Motivation & Challenges Tackled

Issue with Traditional Detectors

Negative Effect Of NMS

The Speed and Accuracy of YOLOs are negatively affected by the NMS. Moreover, considering that different scenarios place different emphasis on recall and accuracy, it is necessary to carefully select the appropriate NMS thresholds, which hinders the development of real-time detectors.

Issue with Existing DETRs

Existing DETR models are NMS free but due to the high computational cost they are not able to reap the benefits of being NMS free.

Inefficient and sub-optimal multi-scale interaction methodology
Poor query selection for the decoder

Poor Multi-Scale Interaction

Multi-scale features is beneficial in accelerating the training convergence, it leads to a significant increase in the length of the sequence feed into the encoder. Concatenating the multi-scale features and passing as an input!

Moreover, is it even required for the high level features to interact with the low level ones? Answer is No.

Let The Detector Do Its Work

Current query selection directly incorporates classification scores for selection. In fact, the query selection should only select the query, its important for the detector to model the location & classification of the objects.
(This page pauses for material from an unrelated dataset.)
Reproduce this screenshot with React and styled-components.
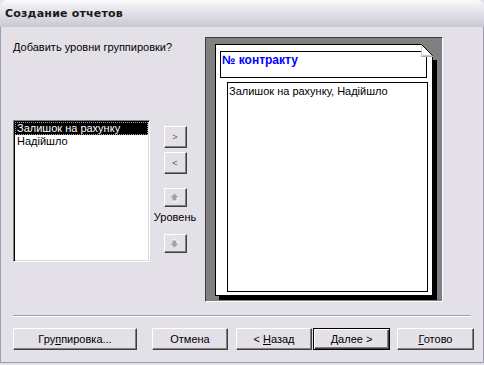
import styled, { createGlobalStyle, css } from "styled-components";

const GlobalStyle = createGlobalStyle`
  body {
    margin: 0;
    background: #e4e0e8;
    font-family: "Liberation Sans", Arial, sans-serif;
    font-size: 11px;
    color: #000;
  }
`;

const Window = styled.div`
  width: 484px;
  height: 363px;
  display: flex;
  flex-direction: column;
  box-sizing: border-box;
`;

const TitleBar = styled.div`
  height: 27px;
  flex-shrink: 0;
  display: flex;
  align-items: center;
  padding-left: 5px;
  border-radius: 7px 7px 0 0;
  background: linear-gradient(
    #fbfbfd 0%,
    #ecebf1 25%,
    #dcdae4 60%,
    #c9c7d5 100%
  );
  font-family: "DejaVu Sans", Verdana, sans-serif;
  font-weight: bold;
  font-size: 11px;
  letter-spacing: 0.2px;
  color: #1a1a1a;
`;

const Body = styled.div`
  flex: 1;
  display: flex;
  flex-direction: column;
  padding: 10px 0 0 12px;
  border: 1px solid #9d9bad;
  border-top: none;
  background: #e4e0e8;
`;

const MainRow = styled.div`
  display: flex;
  height: 265px;
`;

const LeftPane = styled.div`
  width: 192px;
  display: flex;
  flex-direction: column;
`;

const Prompt = styled.div`
  margin-top: 4px;
  line-height: 13px;
`;

const ListRow = styled.div`
  margin-top: 66px;
  display: flex;
  gap: 2px;
  align-items: flex-start;
`;

const sunken = css`
  border: 1px solid;
  border-color: #808080 #fff #fff #808080;
  box-shadow: inset 1px 1px 0 #000, inset -1px -1px 0 #dcd8e0;
`;

const ListBox = styled.div`
  ${sunken};
  width: 137px;
  height: 142px;
  box-sizing: border-box;
  padding: 1px;
  background: #fff;
`;

const ListItem = styled.div`
  position: relative;
  height: 13px;
  line-height: 13px;
  padding-left: 2px;
  white-space: nowrap;
  background: ${({ $selected }) => ($selected ? "#000" : "transparent")};
  color: ${({ $selected }) => ($selected ? "#fff" : "#000")};
  outline: ${({ $selected }) => ($selected ? "1px dotted #9a9a9a" : "none")};
  outline-offset: -1px;
`;

const ButtonColumn = styled.div`
  width: 46px;
  display: flex;
  flex-direction: column;
  align-items: center;
  padding-top: 6px;
`;

const raised = css`
  box-sizing: border-box;
  border: 1px solid;
  border-color: #fff #404040 #404040 #fff;
  box-shadow: inset -1px -1px 0 #808080;
  background: #e4e0e8;
  font-family: "Liberation Sans", Arial, sans-serif;
  color: #000;
  padding: 0;
  display: flex;
  align-items: center;
  justify-content: center;
`;

const SmallButton = styled.button`
  ${raised};
  width: 23px;
  height: ${({ $short }) => ($short ? "19px" : "22px")};
  margin-top: ${({ $gap }) => $gap || 0}px;
  font-size: 9px;
  color: #5a5a5a;
`;

const LevelLabel = styled.div`
  margin-top: 4px;
  line-height: 13px;
`;

const PreviewFrame = styled.div`
  width: 238px;
  height: 265px;
  box-sizing: border-box;
  border: 1px solid;
  border-color: #404040 #fff #fff #404040;
  background: #808080;
  padding: 6px 0 0 9px;
`;

const Page = styled.div`
  position: relative;
  width: 218px;
  height: 252px;
  box-sizing: border-box;
  border: 1px solid #000;
  background: #fff;
  box-shadow: 4px 4px 0 #000;
  padding: 6px 0 0 4px;
`;

const Fold = styled.svg`
  position: absolute;
  top: -1px;
  right: -5px;
`;

const HeaderBox = styled.div`
  width: 207px;
  height: 27px;
  box-sizing: border-box;
  border: 1px solid #000;
  padding: 1px 0 0 1px;
  color: #0000ff;
  font-weight: bold;
  font-size: 12px;
  line-height: 14px;
`;

const DetailBox = styled.div`
  margin: 4px 0 0 7px;
  width: 201px;
  height: 210px;
  box-sizing: border-box;
  border: 1px solid #000;
  padding: 2px 0 0 1px;
  line-height: 13px;
`;

const Separator = styled.div`
  margin-top: 13px;
  width: 458px;
  border-top: 1px solid #a09eae;
  border-bottom: 1px solid #fff;
`;

const Footer = styled.div`
  margin-top: 11px;
  display: flex;
`;

const DialogButton = styled.button`
  ${raised};
  width: ${({ $w }) => $w}px;
  height: 22px;
  margin-left: ${({ $gap }) => $gap || 0}px;
  font-size: 11px;
  ${({ $default }) =>
    $default &&
    css`
      border-color: #000;
      box-shadow: inset 1px 1px 0 #fff, inset -1px -1px 0 #404040,
        inset -2px -2px 0 #808080;
    `}
`;

const Label = styled.span`
  white-space: pre;
`;

const Key = styled.span`
  text-decoration: underline;
`;

function Arrow({ down }) {
  const pts = "4,0 8,4 6,4 6,7 2,7 2,4 0,4";
  return (
    <svg
      width="10"
      height="9"
      viewBox="0 0 10 9"
      style={down ? { transform: "scaleY(-1)" } : undefined}
    >
      <polygon points={pts} transform="translate(1.5,1.5)" fill="#fff" />
      <polygon points={pts} transform="translate(0.5,0.5)" fill="#a3a1ab" />
    </svg>
  );
}

export default function App() {
  return (
    <>
      <GlobalStyle />
      <Window>
        <TitleBar>Создание отчетов</TitleBar>
        <Body>
          <MainRow>
            <LeftPane>
              <Prompt>Добавить уровни группировки?</Prompt>
              <ListRow>
                <ListBox>
                  <ListItem $selected>Залишок на рахунку</ListItem>
                  <ListItem>Надійшло</ListItem>
                </ListBox>
                <ButtonColumn>
                  <SmallButton>&gt;</SmallButton>
                  <SmallButton $gap={4}>&lt;</SmallButton>
                  <SmallButton $short $gap={14}>
                    <Arrow />
                  </SmallButton>
                  <LevelLabel>Уровень</LevelLabel>
                  <SmallButton $short $gap={10}>
                    <Arrow down />
                  </SmallButton>
                </ButtonColumn>
              </ListRow>
            </LeftPane>
            <PreviewFrame>
              <Page>
                <Fold width="16" height="16" viewBox="0 0 16 16">
                  <polygon points="0,0 16,0 16,16 12,16 12,12" fill="#808080" />
                  <polygon points="0,0 11,11 0,11" fill="#fff" />
                  <polyline
                    points="0.5,0 0.5,11.5 11.5,11.5"
                    fill="none"
                    stroke="#c8c8c8"
                  />
                  <line x1="0" y1="0.5" x2="0.5" y2="0.5" stroke="#000" />
                  <line x1="0.5" y1="0.5" x2="11.5" y2="11.5" stroke="#000" />
                  <rect x="0" y="12" width="12" height="1" fill="#b0b0b0" />
                </Fold>
                <HeaderBox>№ контракту</HeaderBox>
                <DetailBox>Залишок на рахунку, Надійшло</DetailBox>
              </Page>
            </PreviewFrame>
          </MainRow>
          <Separator />
          <Footer>
            <DialogButton $w={124}>
              <Label>
                Гру<Key>п</Key>пировка...
              </Label>
            </DialogButton>
            <DialogButton $w={76} $gap={15}>
              <Label>Отмена</Label>
            </DialogButton>
            <DialogButton $w={76} $gap={8}>
              <Label>
                {"< "}
                <Key>Н</Key>азад
              </Label>
            </DialogButton>
            <DialogButton $w={77} $gap={1} $default>
              <Label>
                <Key>Д</Key>
                {"алее >"}
              </Label>
            </DialogButton>
            <DialogButton $w={77} $gap={7}>
              <Label>
                <Key>Г</Key>отово
              </Label>
            </DialogButton>
          </Footer>
        </Body>
      </Window>
    </>
  );
}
Hindering this process, restricts the detector to model to its full potential resulting in poor features with low localisation confidence.
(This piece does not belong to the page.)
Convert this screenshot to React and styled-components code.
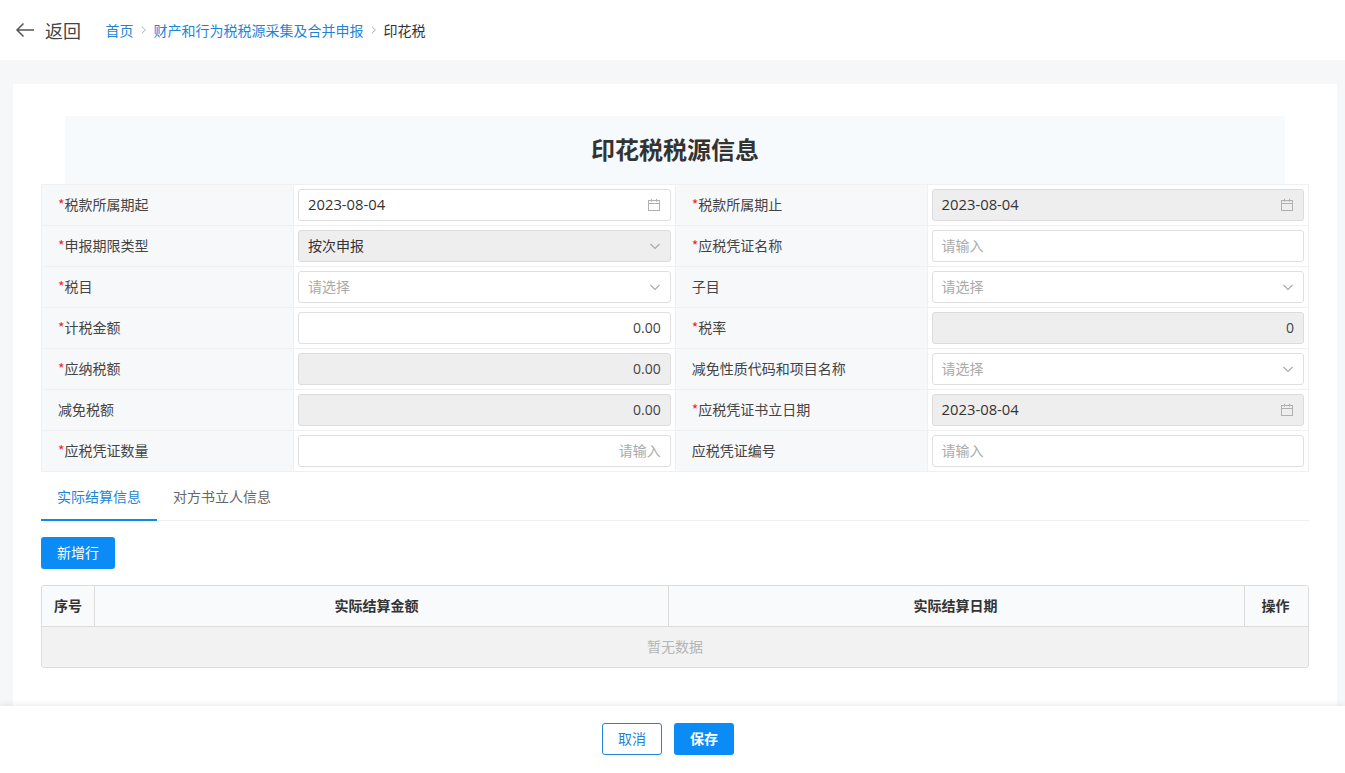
import React from "react";
import styled, { createGlobalStyle } from "styled-components";

const Global = createGlobalStyle`
  html, body { margin: 0; padding: 0; height: 100%; overflow: hidden; }
  body { font-family: "Noto Sans CJK SC", "Open Sans", sans-serif; color: #333; font-size: 14px; }
  * { box-sizing: border-box; }
`;
const Page = styled.div`display:flex;flex-direction:column;height:773px;background:#f5f7f9;overflow:hidden;`;
const Header = styled.header`height:60px;background:#fff;display:flex;align-items:center;padding-left:15px;flex:none;`;
const Back = styled.div`display:flex;align-items:center;gap:10px;font-size:18px;color:#444;width:90.5px;`;
const Crumbs = styled.nav`display:flex;align-items:center;font-size:14px;`;
const Crumb = styled.span`color:${p => p.$current ? "#333" : "#1f84d6"};`;
const Sep = styled.span`width:20px;display:flex;justify-content:center;color:#aaa;`;
const Main = styled.main`flex:1;min-height:0;padding:24px 8px 0 13px;overflow:hidden;`;
const Card = styled.section`background:#fff;height:100%;padding:32px 28px 0;`;
const Title = styled.h1`margin:0 24px;height:68px;background:#f7fafc;display:flex;align-items:center;justify-content:center;font-size:24px;font-weight:700;color:#333;padding-bottom:3px;`;
const FormGrid = styled.div`display:grid;grid-template-columns:252px 381.7px 251.9px 1fr;grid-auto-rows:41px;border-top:1px solid #eef0f2;border-left:1px solid #eef0f2;`;
const Label = styled.div`background:#f7f8fa;display:flex;align-items:center;padding:0 0 2px 16px;font-size:14px;color:#444;border-right:1px solid #eef0f2;border-bottom:1px solid #eef0f2;`;
const Star = styled.span`color:#f5222d;`;
const Cell = styled.div`padding:4px;border-right:1px solid #eef0f2;border-bottom:1px solid #eef0f2;`;
const Control = styled.div`height:32px;border:1px solid ${p => p.$disabled ? "#dcdcdc" : "#dfdfdf"};border-radius:3px;background:${p => p.$disabled ? "#eeeeee" : "#fff"};display:flex;align-items:center;justify-content:${p => p.$right ? "flex-end" : "space-between"};padding:0 9px 3px;font-size:14px;color:${p => p.$placeholder ? "#aaa" : "#333"};& > svg{position:relative;top:1px;}`;
const DateText = styled.span`font-family:"Open Sans","Noto Sans",sans-serif;font-size:14.8px;color:#333;`;
const Num = styled.span`font-family:"Open Sans","Noto Sans",sans-serif;font-size:14px;color:#444;position:relative;top:1px;`;
const Tabs = styled.div`display:flex;height:49px;border-bottom:1px solid #eef0f2;`;
const Tab = styled.div`width:${p => p.$w}px;display:flex;align-items:center;justify-content:center;font-size:14px;color:${p => p.$active ? "#1f84d6" : "#666"};border-bottom:${p => p.$active ? "2px solid #0b8af0" : "none"};height:${p => p.$active ? "49px" : "48px"};`;
const PrimaryBtn = styled.button`height:32px;width:${p => p.$w}px;border:0;border-radius:3px;background:#0a8bf5;color:#fff;font:inherit;font-size:14px;font-weight:${p => p.$bold ? 700 : 400};padding:0 0 2px;`;
const Toolbar = styled.div`padding:16px 0;display:flex;`;
const Table = styled.div`border:1px solid #dcdcdc;border-radius:3px;width:1268px;overflow:hidden;`;
const HeadRow = styled.div`display:grid;grid-template-columns:53px 574px 576px 1fr;height:41px;background:#f9fafc;border-bottom:1px solid #dcdcdc;`;
const Th = styled.div`display:flex;align-items:center;justify-content:center;font-size:14px;font-weight:700;color:#333;padding:0 ${p => p.$pr || 0}px 2px 0;border-right:${p => p.$last ? "none" : "1px solid #dcdcdc"};`;
const Empty = styled.div`height:40px;background:#f2f2f2;display:flex;align-items:center;justify-content:center;color:#b5b5b5;font-size:14px;padding-bottom:3px;`;
const Footer = styled.footer`height:67px;flex:none;background:#fff;box-shadow:0 -2px 6px rgba(0,0,0,.07);display:flex;align-items:center;justify-content:center;gap:12px;position:relative;padding:0 9px 1px 0;`;
const GhostBtn = styled.button`height:32px;width:60px;border:1px solid #1f84d6;border-radius:3px;background:#fff;color:#1f84d6;font:inherit;font-size:14px;padding:0 0 2px;`;

const Calendar = () => (
  <svg width="14" height="14" viewBox="0 0 14 14" fill="none" stroke="#b0b0b0" strokeWidth="1">
    <rect x="1.5" y="2.5" width="11" height="10" />
    <path d="M1.5 5.5h11M4.5 .8v3M9.5 .8v3" />
  </svg>
);
const Chevron = () => (
  <svg width="12" height="12" viewBox="0 0 12 12" fill="none" stroke="#a8a8a8" strokeWidth="1.1">
    <path d="M1.5 4l4.5 4.5L10.5 4" />
  </svg>
);
const Arrow = () => (
  <svg width="20" height="16" viewBox="0 0 20 16" fill="none" stroke="#555" strokeWidth="1.5">
    <path d="M19 8H2M8.5 1.5L2 8l6.5 6.5" />
  </svg>
);
const Small = () => (
  <svg width="6" height="8" viewBox="0 0 6 8" fill="none" stroke="#b0b0b0" strokeWidth="1"><path d="M1 .8L4.4 4 1 7.2" /></svg>
);

const Field = ({ label, req, children }) => (
  <>
    <Label>{req && <Star>*</Star>}{label}</Label>
    <Cell>{children}</Cell>
  </>
);
const DateInput = ({ disabled }) => (
  <Control $disabled={disabled}><DateText>2023-08-04</DateText><Calendar /></Control>
);
const SelectInput = ({ value }) => (
  <Control $placeholder={!value} $disabled={!!value}><span>{value || "请选择"}</span><Chevron /></Control>
);
const TextInput = () => <Control $placeholder>请输入</Control>;
const NumInput = ({ disabled, value }) => <Control $right $disabled={disabled}><Num>{value}</Num></Control>;

export default function App() {
  return (
    <Page>
      <Global />
      <Header>
        <Back><Arrow /><span>返回</span></Back>
        <Crumbs>
          <Crumb>首页</Crumb><Sep><Small /></Sep>
          <Crumb>财产和行为税税源采集及合并申报</Crumb><Sep><Small /></Sep>
          <Crumb $current>印花税</Crumb>
        </Crumbs>
      </Header>
      <Main>
        <Card>
          <Title>印花税税源信息</Title>
          <FormGrid>
            <Field label="税款所属期起" req><DateInput /></Field>
            <Field label="税款所属期止" req><DateInput disabled /></Field>
            <Field label="申报期限类型" req><SelectInput value="按次申报" /></Field>
            <Field label="应税凭证名称" req><TextInput /></Field>
            <Field label="税目" req><SelectInput /></Field>
            <Field label="子目"><SelectInput /></Field>
            <Field label="计税金额" req><NumInput value="0.00" /></Field>
            <Field label="税率" req><NumInput disabled value="0" /></Field>
            <Field label="应纳税额" req><NumInput disabled value="0.00" /></Field>
            <Field label="减免性质代码和项目名称"><SelectInput /></Field>
            <Field label="减免税额"><NumInput disabled value="0.00" /></Field>
            <Field label="应税凭证书立日期" req><DateInput disabled /></Field>
            <Field label="应税凭证数量" req><Control $right $placeholder>请输入</Control></Field>
            <Field label="应税凭证编号"><TextInput /></Field>
          </FormGrid>
          <Tabs>
            <Tab $active $w={116}>实际结算信息</Tab>
            <Tab $w={130}>对方书立人信息</Tab>
          </Tabs>
          <Toolbar><PrimaryBtn $w={74}>新增行</PrimaryBtn></Toolbar>
          <Table>
            <HeadRow>
              <Th>序号</Th><Th $pr={10}>实际结算金额</Th><Th $pr={2}>实际结算日期</Th><Th $last $pr={2}>操作</Th>
            </HeadRow>
            <Empty>暂无数据</Empty>
          </Table>
        </Card>
      </Main>
      <Footer>
        <GhostBtn>取消</GhostBtn>
        <PrimaryBtn $w={60} $bold>保存</PrimaryBtn>
      </Footer>
    </Page>
  );
}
The authors consider query initialization as a breakthrough to further improve performance.

Yolov1 : First CNN based One stage OD achieving true Real Time.
2 Types of YOLO detectors
- Anchor Based
- Anchor Free
End-2-End Object Detectors
- Intro to DETR
- Eliminates NMS, employs bipartite matching
  - Predicting one-to-one object set.
- Issues with DETR,
  - Slow training convergence
  - High computational cost
  - hard-to-optimize queries
- Deformable DETR
  - Multi-Scale features (accelerating convergence)
  - Deformable Attention
- DAB DETR & DN DETR
  - Iterative refinement scheme
  - Denoising training
- Group DETR
  - Group wise one-to-many assignment
- Efficient DETR & Sparse DETR
  - Reduction in computation cost
  - Achieved by reducing no. of encoder/decoder layers or the no of updated queries
- Lite DETR
  - Improvement in Encoder Efficiency
    - Reducing update frequency of low lvl features in an interleaved way.
- Conditional DETR & Anchor DETR
  - Decrease the optimization difficulty of queries

NMS Analysis

The execution time of NMS primarily depends on the number of boxes and 2 thresholds, IOU threshold & Confidence threshold.

No. Of boxes (YOLOv5 vs YOLOv8 | Anchor based vs Anchor free)

Effect Of IOU & confidence threshold on accuracy and NMS execution time

iou-conf-bench

The usual benchmark only reports the model inference time which excluded the NMS time. The benchmark shown in the above table is purely for NMS:

The authors used Tensor RT's efficientNMSPlugin. This involves multiple kernels such as EfficientNMSFilter, RadixSort, EfficientNMS but they report the execution time of only the EfficientNMS kernel.

Execution time increases as the confidence threshold decreases or the IOU threshold increases. The reason is that the high confidence threshold directly filters out more prediction boxes, whereas the high IoU threshold filters out fewer prediction boxes in each round of screening.

Anchor-free detectors outperform anchor-based detectors with equivalent accuracy for YOLO detectors because the former require less NMS time than the latter.

The Real Time DETR

Model Overview

model arch

Backbone
Efficient Hybrid Encoder
Transformer Decoder
Auxiliary Prediction Heads

AIFI - Attention based Intra-scale Feature Interaction

CCFF - CNN based Cross Scale Feature Fusion

Fusion Block

Fusion Block

S3, S4, S5 are the features from the last three stage of the Backbone

The efficient encoder converts the multi-scale feature into a sequence of image features through intra-scale feature interaction and cross-scale feature fusion.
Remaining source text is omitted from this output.